Doch was passiert, wenn die Venus von einem Sonnensturm getroffen wird? Dies haben nun Qi Xu von der Universität Macau und seine Kollegen näher untersucht. Dabei kam ihnen ein glücklicher Zufall zu Hilfe. Denn als am 5. November 2011 ein besonders starker Sonnensturm die Venus traf, war die ESA-Raumsonde Venus Express vor Ort. Sie hat aufgezeichnet, wie Ionosphäre, Magnetfeld und Atmosphäre unseres Nachbarplaneten auf diesen Treffer reagierten.
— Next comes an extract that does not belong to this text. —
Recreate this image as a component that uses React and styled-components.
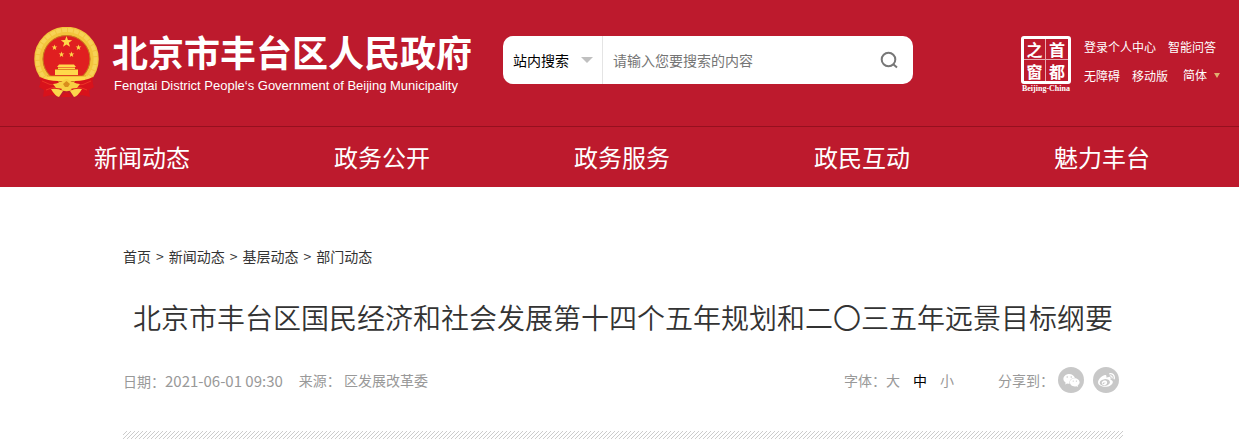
import React from 'react';
import styled, { createGlobalStyle } from 'styled-components';
import { FaWeibo, FaWeixin } from 'react-icons/fa';

const GlobalStyle = createGlobalStyle`
  * {
    box-sizing: border-box;
  }

  body {
    margin: 0;
    background: #fff;
    color: #333;
    font-family: "Noto Sans CJK SC", "Liberation Sans", sans-serif;
    font-size: 14px;
  }

  a {
    color: inherit;
    text-decoration: none;
  }

  button, input, select {
    font-family: inherit;
    font-size: inherit;
    border: none;
    outline: none;
    padding: 0;
    background: none;
  }
`

const Header = styled.header`
  background: #bd1a2d;
  color: #fff;
`

const TopBar = styled.div`
  display: flex;
  align-items: flex-start;
  height: 126px;
  padding: 27px 18px 0 33px;
`

const Brand = styled.a`
  display: flex;
  flex: none;
  gap: 12px;
`

const BrandText = styled.div`
  width: 363px;
  white-space: nowrap;
`

const SiteName = styled.div`
  font-size: 36px;
  font-weight: 700;
  line-height: 48px;
`

const SiteNameEn = styled.div`
  padding: 2px 0 0 2px;
  font-family: "Liberation Sans", Arial, sans-serif;
  font-size: 13px;
  line-height: 18px;
`

const SearchForm = styled.form`
  display: flex;
  align-items: center;
  flex: 0 1 410px;
  height: 48px;
  margin: 9px auto 0 28px;
  border-radius: 10px;
  background: #fff;
`

const ScopeBox = styled.div`
  display: flex;
  align-items: center;
  flex: none;
  width: 100px;
  height: 48px;
  padding: 0 9px 0 10px;
  border-right: 1px solid #e4e4e4;
`

const PlainSelect = styled.select`
  appearance: none;
  flex: 1;
  min-width: 0;
  color: ${props => props.$color};
  line-height: 20px;
  cursor: pointer;
`

const Triangle = styled.span`
  flex: none;
  border-left: ${props => props.$size}px solid transparent;
  border-right: ${props => props.$size}px solid transparent;
  border-top: ${props => props.$height}px solid ${props => props.$color};
`

const SearchInput = styled.input`
  flex: 1;
  min-width: 0;
  height: 48px;
  padding: 0 10px;

  &::placeholder {
    color: #757575;
    opacity: 1;
  }
`

const SearchButton = styled.button`
  display: flex;
  padding: 0 15px;
  cursor: pointer;
`

const Tools = styled.div`
  display: flex;
  flex: none;
  gap: 11px;
  padding-top: 9px;
`

const Seal = styled.a`
  display: flex;
  flex-direction: column;
  align-items: center;
  width: 54px;
`

const SealFrame = styled.span`
  display: grid;
  grid-template-columns: 1fr 1fr;
  width: 50px;
  height: 48px;
  border: 3px solid #fff;
  border-radius: 3px;
`

const SealChar = styled.span`
  display: flex;
  align-items: center;
  justify-content: center;
  height: 21px;
  font-size: 16px;
  font-weight: 700;
  line-height: 16px;
  border-right: ${props => (props.$left ? '1px solid #e9a9b0' : 'none')};
  border-bottom: ${props => (props.$top ? '1px solid #e9a9b0' : 'none')};
`

const SealCaption = styled.span`
  font-family: "Liberation Serif", serif;
  font-size: 8px;
  font-weight: 700;
  line-height: 9px;
  white-space: nowrap;
`

const Links = styled.div`
  font-size: 12px;
  width: 137px;
`

const LinkRow = styled.div`
  display: flex;
  align-items: center;
  gap: 12px;
  height: 20px;
  margin-bottom: 9px;
  white-space: nowrap;
`

const Language = styled.div`
  display: flex;
  align-items: center;
  width: 37px;
  margin-left: 3px;
`

const Nav = styled.nav`
  display: grid;
  grid-template-columns: repeat(5, 1fr);
  padding: 0 17px 0 22px;
  border-top: 1px solid #96101f;
`

const NavItem = styled.a`
  height: 60px;
  font-size: 24px;
  line-height: 60px;
  text-align: center;
`

const Main = styled.main`
  padding: 59px 116px 0 123px;
`

const Breadcrumb = styled.nav`
  display: flex;
  gap: 5px;
  line-height: 20px;
`

const Title = styled.h1`
  margin: 31px 0 0;
  font-size: 28px;
  font-weight: 350;
  line-height: 40px;
  text-align: center;
`

const Meta = styled.div`
  display: flex;
  align-items: center;
  height: 28px;
  margin-top: 29px;
  color: #999;
`

const Published = styled.span`
  margin-right: 16px;
`

const Time = styled.time`
  font-size: 15px;
`

const Source = styled.span`
  margin-right: auto;
`

const FontSizes = styled.div`
  display: flex;
  margin-right: 44px;
`

const SizeButton = styled.button`
  margin-right: 13px;
  color: ${props => (props.$active ? '#000' : '#999')};
  cursor: pointer;

  &:last-child {
    margin-right: 0;
  }
`

const Share = styled.div`
  display: flex;
  align-items: center;
  margin-right: 4px;
`

const ShareButton = styled.button`
  display: flex;
  align-items: center;
  justify-content: center;
  width: 26px;
  height: 26px;
  margin-left: ${props => props.$gap}px;
  border-radius: 50%;
  background: #c8c8c8;
  color: #fff;
  cursor: pointer;
`

const Stripes = styled.div`
  height: 8px;
  margin-top: 37px;
  background: linear-gradient(135deg, transparent 38%, #ccc 39% 61%, transparent 62%) 0 0 / 4px 4px;
`

const navItems = ['新闻动态', '政务公开', '政务服务', '政民互动', '魅力丰台'];
const crumbs = ['首页', '新闻动态', '基层动态', '部门动态'];
const sizes = ['大', '中', '小'];

const star = (cx, cy, r) => {
    const points = [];
    for (let i = 0; i < 10; i++) {
        const radius = i % 2 ? r * 0.4 : r;
        const angle = -Math.PI / 2 + (i * Math.PI) / 5;
        points.push(`${(cx + radius * Math.cos(angle)).toFixed(2)},${(cy + radius * Math.sin(angle)).toFixed(2)}`);
    }
    return points.join(' ');
}

const Emblem = () => (
    <svg width="67" height="72" viewBox="0 0 67 72" aria-hidden="true">
        <circle cx="33.5" cy="32" r="26" fill="#e01f20" />
        <circle cx="33.5" cy="32" r="28" fill="none" stroke="#f3c43c" strokeWidth="8.5" />
        <circle cx="33.5" cy="32" r="29" fill="none" stroke="#fbdf70" strokeWidth="4" strokeDasharray="5 1" opacity="0.5" />
        <circle cx="33.5" cy="32" r="23.5" fill="none" stroke="#c8811d" strokeWidth="1" />
        <g fill="#ffd84a">
            <polygon points={star(33.5, 15, 6)} />
            <polygon points={star(21.5, 20.5, 3)} />
            <polygon points={star(45.5, 20.5, 3)} />
            <polygon points={star(28.5, 27.5, 3)} />
            <polygon points={star(38.5, 27.5, 3)} />
            <path d="M26 37.5H41L43 40H24Z" />
            <path d="M25 40.5H42V42H25Z" />
            <path d="M22 42.5H45V48H22Z" />
            <path d="M13 49H54L51 54H16Z" />
        </g>
        <path d="M22 42.5H45M14 49H53" stroke="#d98d1c" strokeWidth="0.7" />
        <path d="M7 50Q15 54 25 54L29 62Q24 70 18 68L10 70L11 63L6 60Q8 56 7 50Z" fill="#d8121b" />
        <path d="M60 50Q52 54 42 54L38 62Q43 70 49 68L57 70L56 63L61 60Q59 56 60 50Z" fill="#d8121b" />
        <path d="M9 54Q17 59 25 58M58 54Q50 59 42 58M13 63Q20 59 26 61M54 63Q47 59 41 61" fill="none" stroke="#ec3426" strokeWidth="1" />
        <path d="M20 57Q27 56 31 53Q33.5 51 36 53Q40 56 47 57L44 61Q38 61 33.5 64Q29 61 23 61Z" fill="#f8cf43" />
        <path d="M30 57L33.5 54L37 57L35 60H32Z" fill="#d98d1c" />
        <path d="M18 62Q25 61 30 64L26 70Q22 69 18 62ZM49 62Q42 61 37 64L41 70Q45 69 49 62Z" fill="#fbd64c" />
        <path d="M28 70Q33.5 61 39 70Z" fill="#d8121b" />
    </svg>
)

const SearchIcon = () => (
    <svg width="18" height="20" viewBox="0 0 18 20" fill="none" stroke="#777" strokeWidth="2" aria-hidden="true">
        <circle cx="8.5" cy="9.5" r="6.8" />
        <path d="M13 14L17 17.5" />
    </svg>
)

const App = () => (
    <>
        <GlobalStyle />
        <Header>
            <TopBar>
                <Brand href="#">
                    <Emblem />
                    <BrandText>
                        <SiteName>北京市丰台区人民政府</SiteName>
                        <SiteNameEn>Fengtai District People‘s Government of Beijing Municipality</SiteNameEn>
                    </BrandText>
                </Brand>
                <SearchForm onSubmit={e => e.preventDefault()}>
                    <ScopeBox>
                        <PlainSelect $color="#000" aria-label="搜索范围">
                            <option>站内搜索</option>
                        </PlainSelect>
                        <Triangle $size={6} $height={6} $color="#c0c0c0" />
                    </ScopeBox>
                    <SearchInput type="text" aria-label="搜索" placeholder="请输入您要搜索的内容" />
                    <SearchButton type="submit" aria-label="搜索"><SearchIcon /></SearchButton>
                </SearchForm>
                <Tools>
                    <Seal href="#">
                        <SealFrame>
                            <SealChar $left $top>之</SealChar>
                            <SealChar $top>首</SealChar>
                            <SealChar $left>窗</SealChar>
                            <SealChar>都</SealChar>
                        </SealFrame>
                        <SealCaption>Beijing-China</SealCaption>
                    </Seal>
                    <Links>
                        <LinkRow>
                            <a href="#">登录个人中心</a>
                            <a href="#">智能问答</a>
                        </LinkRow>
                        <LinkRow>
                            <a href="#">无障碍</a>
                            <a href="#">移动版</a>
                            <Language>
                                <PlainSelect $color="#fff" aria-label="语言">
                                    <option>简体</option>
                                </PlainSelect>
                                <Triangle $size={3} $height={5} $color="#e0b070" />
                            </Language>
                        </LinkRow>
                    </Links>
                </Tools>
            </TopBar>
            <Nav>
                {navItems.map(item => <NavItem key={item} href="#">{item}</NavItem>)}
            </Nav>
        </Header>
        <Main>
            <Breadcrumb>
                {crumbs.map((crumb, i) => (
                    <React.Fragment key={crumb}>
                        {i > 0 && <span>&gt;</span>}
                        <a href="#">{crumb}</a>
                    </React.Fragment>
                ))}
            </Breadcrumb>
            <Title>北京市丰台区国民经济和社会发展第十四个五年规划和二〇三五年远景目标纲要</Title>
            <Meta>
                <Published>日期：<Time>2021-06-01 09:30</Time></Published>
                <Source>来源： 区发展改革委</Source>
                <FontSizes>
                    <span>字体：</span>
                    {sizes.map(size => (
                        <SizeButton key={size} type="button" $active={size === '中'}>{size}</SizeButton>
                    ))}
                </FontSizes>
                <Share>
                    <span>分享到：</span>
                    <ShareButton type="button" aria-label="微信" $gap={4}><FaWeixin size={17} /></ShareButton>
                    <ShareButton type="button" aria-label="微博" $gap={9}><FaWeibo size={17} /></ShareButton>
                </Share>
            </Meta>
            <Stripes />
        </Main>
    </>
)

export default App;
Xu und sein Team haben diese Daten nun ausgewertet.
Magnetische Barriere und ein schlagender Schweif
Das Ergebnis: Der starke Sonnensturm hatte für die Venus-Schutzhülle dramatische Folgen. „Die Magnetosphäre fluktuierte dramatisch, der Bugschock wurde durch den koronaren Massenauswurf komprimiert und verbreitet“, berichten die Forscher. „Das Plasma im Magnetschweif der Venus flatterte so schnell, dass Venus Express ihn fünfmal in nur 1,5 Minuten kreuzte.“ Zudem bildete sich eine mit 250 Nanotesla ungewöhnlich starke Magnetbarriere auf der Tagseite des Planeten.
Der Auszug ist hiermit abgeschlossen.